Y es que el totalitario es un sistema que busca la acción, que pretende que los individuos hagan, o se abstengan de realizar, determinadas conductas, en un cambio continuo y paulatino hacia la arcadia feliz -que propugna la ideología- moral, económica, social y/o ecológica y que en nada se parece a lo que se tiene.

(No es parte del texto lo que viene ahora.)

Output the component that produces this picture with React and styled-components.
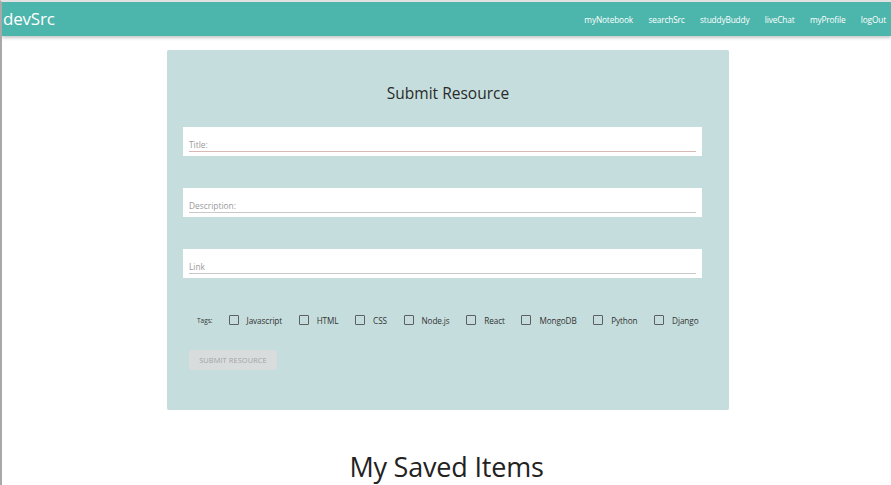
import React from "react";
import styled, { createGlobalStyle } from "styled-components";

const Global = createGlobalStyle`
  html, body { margin: 0; padding: 0; background: #fff; }
  body {
    font-family: "Open Sans", "Noto Sans", sans-serif;
    color: #2b2b2b;
    border-top: 2px solid #e2e2e2;
    border-left: 2px solid #a9a9a9;
    min-height: 483px;
    box-sizing: border-box;
    overflow: hidden;
  }
`;

const Nav = styled.nav`
  height: 34px;
  background: #4db6ac;
  box-shadow: 0 2px 3px rgba(0, 0, 0, 0.22);
  display: flex;
  align-items: center;
  justify-content: space-between;
  padding: 0 5px 0 1px;
  color: #fff;
`;

const Brand = styled.div`
  font-size: 17px;
  letter-spacing: -0.2px;
  margin-top: -2px;
`;

const NavLinks = styled.ul`
  list-style: none;
  margin: 0;
  padding: 0;
  display: flex;
  gap: 15.4px;
`;

const NavLink = styled.li`
  font-size: 8.3px;
  letter-spacing: -0.15px;
`;

const Main = styled.main`
  display: flex;
  flex-direction: column;
  align-items: center;
  padding-top: 14px;
`;

const Card = styled.section`
  width: 562px;
  height: 360px;
  box-sizing: border-box;
  background: #c5dedd;
  border-radius: 2px;
  box-shadow: 0 0 1px rgba(0, 0, 0, 0.08);
  padding: 32px 27px 0 16px;
  display: flex;
  flex-direction: column;
  margin-left: 3px;
`;

const CardTitle = styled.h2`
  margin: 0 0 23px;
  font-weight: 400;
  font-size: 15.5px;
  text-align: center;
  padding-left: 11px;
  color: #2a2a2a;
`;

const Field = styled.div`
  height: 29px;
  background: #fff;
  box-sizing: border-box;
  padding: 0 6px;
  display: flex;
  align-items: flex-end;
  margin-bottom: 32px;
`;

const FieldLine = styled.div`
  flex: 1;
  border-bottom: 1px solid ${(p) => p.$line};
  font-size: 8.4px;
  color: #9a9a9a;
  padding-bottom: 1px;
  margin-bottom: 4px;
  line-height: 11px;
`;

const Tags = styled.div`
  display: flex;
  align-items: center;
  padding-left: 14px;
  margin-top: 0;
  height: 20px;
`;

const TagsLabel = styled.span`
  font-size: 6.5px;
  color: #333;
  margin-right: 16px;
`;

const Tag = styled.label`
  display: flex;
  align-items: center;
  font-size: 8.2px;
  color: #333;
  margin-right: 16.6px;
  letter-spacing: -0.1px;
`;

const Box = styled.span`
  width: 8px;
  height: 8px;
  border: 1.5px solid #5f5f5f;
  border-radius: 1px;
  margin-right: 8px;
`;

const SubmitButton = styled.button`
  align-self: flex-start;
  margin: 20px 0 0 6px;
  width: 88px;
  height: 20px;
  border: none;
  border-radius: 2px;
  background: #d9dcdc;
  color: #a2a5a5;
  font-family: inherit;
  font-size: 7.4px;
  letter-spacing: 0.1px;
  padding: 0;
`;

const Heading = styled.h1`
  margin: 38px 0 0;
  font-weight: 400;
  font-size: 27px;
  color: #222;
  letter-spacing: -0.2px;
`;

const links = ["myNotebook", "searchSrc", "studdyBuddy", "liveChat", "myProfile", "logOut"];
const fields = [
  { label: "Title:", line: "#d9b8b8" },
  { label: "Description:", line: "#c8c8c8" },
  { label: "Link", line: "#c8c8c8" },
];
const tags = ["Javascript", "HTML", "CSS", "Node.js", "React", "MongoDB", "Python", "Django"];

export default function App() {
  return (
    <>
      <Global />
      <Nav>
        <Brand>devSrc</Brand>
        <NavLinks>
          {links.map((l) => (
            <NavLink key={l}>{l}</NavLink>
          ))}
        </NavLinks>
      </Nav>
      <Main>
        <Card>
          <CardTitle>Submit Resource</CardTitle>
          {fields.map((f) => (
            <Field key={f.label}>
              <FieldLine $line={f.line}>{f.label}</FieldLine>
            </Field>
          ))}
          <Tags>
            <TagsLabel>Tags:</TagsLabel>
            {tags.map((t) => (
              <Tag key={t}>
                <Box />
                {t}
              </Tag>
            ))}
          </Tags>
          <SubmitButton>SUBMIT RESOURCE</SubmitButton>
        </Card>
        <Heading>My Saved Items</Heading>
      </Main>
    </>
  );
}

Pero todo cambio, y el régimen totalitario aspira a uno radical, se enfrenta a oposición, de ahí que sea imprescindible no sólo tener claro el objetivo (y definir, también, caricaturescamente, al antihéroe/enemigo, para hacerlo objeto de befa), sino gozar de todas las herramientas necesarias para poder alcanzarlo, y utilizarlas para caminar sin desfallecer, erradicando cualquier elemento que impida o entorpezca el largo camino hacia esa felicidad, universal y terrena, a la que supuestamente nos dirigen… desde ese puente de mando tan querido.
“¿Quién es ese Djokovic que osa obstaculizarnos el camino?”, se preguntan, en completo desconcierto. “Un (don) nadie”, se repiten, espantados, una y otra vez… con más miedo que vergüenza.